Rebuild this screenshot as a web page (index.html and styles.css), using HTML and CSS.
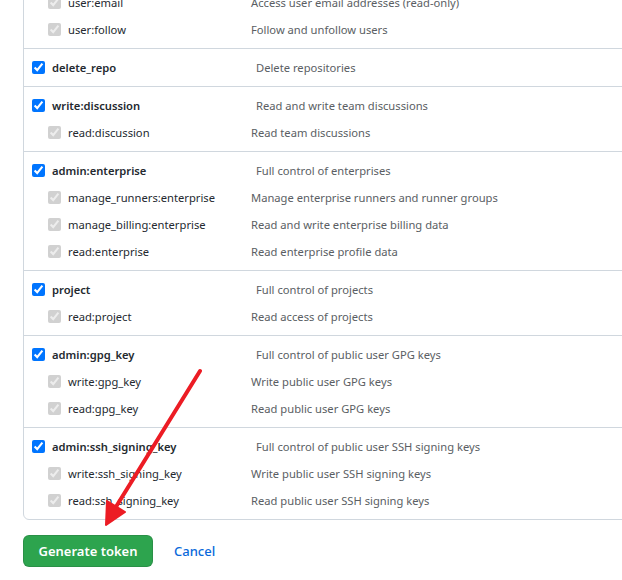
FILE: index.html
```html
<!DOCTYPE html>
<html lang="en">
<head>
<meta charset="utf-8">
<title>New personal access token</title>
<link rel="stylesheet" href="styles.css">
</head>
<body>
<div class="page">
  <div class="scopes">
    <div class="group">
      <div class="row parent"><label class="name"><input type="checkbox" checked>user</label><span class="desc">Update ALL user data</span></div>
      <div class="row child"><label class="name"><input type="checkbox" checked disabled>read:user</label><span class="desc">Read ALL user profile data</span></div>
      <div class="row child"><label class="name"><input type="checkbox" checked disabled>user:email</label><span class="desc">Access user email addresses (read-only)</span></div>
      <div class="row child"><label class="name"><input type="checkbox" checked disabled>user:follow</label><span class="desc">Follow and unfollow users</span></div>
    </div>
    <div class="group">
      <div class="row parent"><label class="name"><input type="checkbox" checked>delete_repo</label><span class="desc">Delete repositories</span></div>
    </div>
    <div class="group">
      <div class="row parent"><label class="name"><input type="checkbox" checked>write:discussion</label><span class="desc">Read and write team discussions</span></div>
      <div class="row child"><label class="name"><input type="checkbox" checked disabled>read:discussion</label><span class="desc">Read team discussions</span></div>
    </div>
    <div class="group">
      <div class="row parent"><label class="name"><input type="checkbox" checked>admin:enterprise</label><span class="desc">Full control of enterprises</span></div>
      <div class="row child"><label class="name"><input type="checkbox" checked disabled>manage_runners:enterprise</label><span class="desc">Manage enterprise runners and runner groups</span></div>
      <div class="row child"><label class="name"><input type="checkbox" checked disabled>manage_billing:enterprise</label><span class="desc">Read and write enterprise billing data</span></div>
      <div class="row child"><label class="name"><input type="checkbox" checked disabled>read:enterprise</label><span class="desc">Read enterprise profile data</span></div>
    </div>
    <div class="group">
      <div class="row parent"><label class="name"><input type="checkbox" checked>project</label><span class="desc">Full control of projects</span></div>
      <div class="row child"><label class="name"><input type="checkbox" checked disabled>read:project</label><span class="desc">Read access of projects</span></div>
    </div>
    <div class="group">
      <div class="row parent"><label class="name"><input type="checkbox" checked>admin:gpg_key</label><span class="desc">Full control of public user GPG keys</span></div>
      <div class="row child"><label class="name"><input type="checkbox" checked disabled>write:gpg_key</label><span class="desc">Write public user GPG keys</span></div>
      <div class="row child"><label class="name"><input type="checkbox" checked disabled>read:gpg_key</label><span class="desc">Read public user GPG keys</span></div>
    </div>
    <div class="group">
      <div class="row parent"><label class="name"><input type="checkbox" checked>admin:ssh_signing_key</label><span class="desc">Full control of public user SSH signing keys</span></div>
      <div class="row child"><label class="name"><input type="checkbox" checked disabled>write:ssh_signing_key</label><span class="desc">Write public user SSH signing keys</span></div>
      <div class="row child"><label class="name"><input type="checkbox" checked disabled>read:ssh_signing_key</label><span class="desc">Read public user SSH signing keys</span></div>
    </div>
  </div>
  <div class="actions">
    <button class="btn-primary" type="button">Generate token</button>
    <a class="btn-link" href="#">Cancel</a>
  </div>
  <svg class="arrow" width="622" height="580" viewBox="0 0 622 580" aria-hidden="true">
    <line x1="200" y1="371" x2="114" y2="510" stroke="#ec1c24" stroke-width="4" stroke-linecap="round"/>
    <polygon points="106,525 107,501 125,512" fill="#ec1c24" stroke="#ec1c24" stroke-width="2" stroke-linejoin="round"/>
  </svg>
</div>
</body>
</html>
```

FILE: styles.css
```css
html, body {
  margin: 0;
  padding: 0;
  overflow: hidden;
  background: #ffffff;
}

.page {
  position: relative;
  width: 622px;
  height: 580px;
  overflow: hidden;
  font-family: "Noto Sans", "Liberation Sans", sans-serif;
  font-size: 11.2px;
  color: #24292f;
}

.scopes {
  margin: -71px 0 0 23px;
  width: 660px;
  border: 1px solid #d0d7de;
  border-radius: 6px;
}

.group {
  padding: 5px 0;
  border-top: 1px solid #d0d7de;
}

.group:first-child {
  border-top: 0;
}

.row {
  display: flex;
  align-items: center;
  height: 27px;
}

.name {
  display: flex;
  align-items: center;
  flex: none;
}

.name input {
  margin: 0 7px 0 0;
  width: 13px;
  height: 13px;
}

.parent .name {
  width: 224px;
  padding-left: 8px;
  font-weight: 600;
}

.child .name {
  width: 203px;
  padding-left: 24px;
}

.desc {
  color: #5a5e63;
}

.actions {
  display: flex;
  align-items: center;
  gap: 21px;
  margin: 15px 0 0 23px;
}

.btn-primary {
  height: 32px;
  width: 130px;
  padding: 0;
  border: 1px solid rgba(27, 31, 36, 0.15);
  border-radius: 6px;
  background: #2da44e;
  color: #ffffff;
  font-family: "Noto Sans", "Liberation Sans", sans-serif;
  font-size: 13px;
  font-weight: 600;
}

.btn-link {
  color: #0969da;
  text-decoration: none;
  font-family: "Noto Sans", "Liberation Sans", sans-serif;
  font-size: 13px;
  font-weight: 500;
}

.arrow {
  position: absolute;
  left: 0;
  top: 0;
  pointer-events: none;
}
```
—————
- [SET PROBLEM]:
Reproduce every line exactly and omit all pictures.

- [EXPECTED ANSWER]:
Rebuild this screenshot as a web page (index.html and styles.css), using HTML and CSS.
FILE: index.html
```html
<!DOCTYPE html>
<html lang="en">
<head>
<meta charset="utf-8">
<title>New personal access token</title>
<link rel="stylesheet" href="styles.css">
</head>
<body>
<div class="page">
  <div class="scopes">
    <div class="group">
      <div class="row parent"><label class="name"><input type="checkbox" checked>user</label><span class="desc">Update ALL user data</span></div>
      <div class="row child"><label class="name"><input type="checkbox" checked disabled>read:user</label><span class="desc">Read ALL user profile data</span></div>
      <div class="row child"><label class="name"><input type="checkbox" checked disabled>user:email</label><span class="desc">Access user email addresses (read-only)</span></div>
      <div class="row child"><label class="name"><input type="checkbox" checked disabled>user:follow</label><span class="desc">Follow and unfollow users</span></div>
    </div>
    <div class="group">
      <div class="row parent"><label class="name"><input type="checkbox" checked>delete_repo</label><span class="desc">Delete repositories</span></div>
    </div>
    <div class="group">
      <div class="row parent"><label class="name"><input type="checkbox" checked>write:discussion</label><span class="desc">Read and write team discussions</span></div>
      <div class="row child"><label class="name"><input type="checkbox" checked disabled>read:discussion</label><span class="desc">Read team discussions</span></div>
    </div>
    <div class="group">
      <div class="row parent"><label class="name"><input type="checkbox" checked>admin:enterprise</label><span class="desc">Full control of enterprises</span></div>
      <div class="row child"><label class="name"><input type="checkbox" checked disabled>manage_runners:enterprise</label><span class="desc">Manage enterprise runners and runner groups</span></div>
      <div class="row child"><label class="name"><input type="checkbox" checked disabled>manage_billing:enterprise</label><span class="desc">Read and write enterprise billing data</span></div>
      <div class="row child"><label class="name"><input type="checkbox" checked disabled>read:enterprise</label><span class="desc">Read enterprise profile data</span></div>
    </div>
    <div class="group">
      <div class="row parent"><label class="name"><input type="checkbox" checked>project</label><span class="desc">Full control of projects</span></div>
      <div class="row child"><label class="name"><input type="checkbox" checked disabled>read:project</label><span class="desc">Read access of projects</span></div>
    </div>
    <div class="group">
      <div class="row parent"><label class="name"><input type="checkbox" checked>admin:gpg_key</label><span class="desc">Full control of public user GPG keys</span></div>
      <div class="row child"><label class="name"><input type="checkbox" checked disabled>write:gpg_key</label><span class="desc">Write public user GPG keys</span></div>
      <div class="row child"><label class="name"><input type="checkbox" checked disabled>read:gpg_key</label><span class="desc">Read public user GPG keys</span></div>
    </div>
    <div class="group">
      <div class="row parent"><label class="name"><input type="checkbox" checked>admin:ssh_signing_key</label><span class="desc">Full control of public user SSH signing keys</span></div>
      <div class="row child"><label class="name"><input type="checkbox" checked disabled>write:ssh_signing_key</label><span class="desc">Write public user SSH signing keys</span></div>
      <div class="row child"><label class="name"><input type="checkbox" checked disabled>read:ssh_signing_key</label><span class="desc">Read public user SSH signing keys</span></div>
    </div>
  </div>
  <div class="actions">
    <button class="btn-primary" type="button">Generate token</button>
    <a class="btn-link" href="#">Cancel</a>
  </div>
  <svg class="arrow" width="622" height="580" viewBox="0 0 622 580" aria-hidden="true">
    <line x1="200" y1="371" x2="114" y2="510" stroke="#ec1c24" stroke-width="4" stroke-linecap="round"/>
    <polygon points="106,525 107,501 125,512" fill="#ec1c24" stroke="#ec1c24" stroke-width="2" stroke-linejoin="round"/>
  </svg>
</div>
</body>
</html>
```

FILE: styles.css
```css
html, body {
  margin: 0;
  padding: 0;
  overflow: hidden;
  background: #ffffff;
}

.page {
  position: relative;
  width: 622px;
  height: 580px;
  overflow: hidden;
  font-family: "Noto Sans", "Liberation Sans", sans-serif;
  font-size: 11.2px;
  color: #24292f;
}

.scopes {
  margin: -71px 0 0 23px;
  width: 660px;
  border: 1px solid #d0d7de;
  border-radius: 6px;
}

.group {
  padding: 5px 0;
  border-top: 1px solid #d0d7de;
}

.group:first-child {
  border-top: 0;
}

.row {
  display: flex;
  align-items: center;
  height: 27px;
}

.name {
  display: flex;
  align-items: center;
  flex: none;
}

.name input {
  margin: 0 7px 0 0;
  width: 13px;
  height: 13px;
}

.parent .name {
  width: 224px;
  padding-left: 8px;
  font-weight: 600;
}

.child .name {
  width: 203px;
  padding-left: 24px;
}

.desc {
  color: #5a5e63;
}

.actions {
  display: flex;
  align-items: center;
  gap: 21px;
  margin: 15px 0 0 23px;
}

.btn-primary {
  height: 32px;
  width: 130px;
  padding: 0;
  border: 1px solid rgba(27, 31, 36, 0.15);
  border-radius: 6px;
  background: #2da44e;
  color: #ffffff;
  font-family: "Noto Sans", "Liberation Sans", sans-serif;
  font-size: 13px;
  font-weight: 600;
}

.btn-link {
  color: #0969da;
  text-decoration: none;
  font-family: "Noto Sans", "Liberation Sans", sans-serif;
  font-size: 13px;
  font-weight: 500;
}

.arrow {
  position: absolute;
  left: 0;
  top: 0;
  pointer-events: none;
}
```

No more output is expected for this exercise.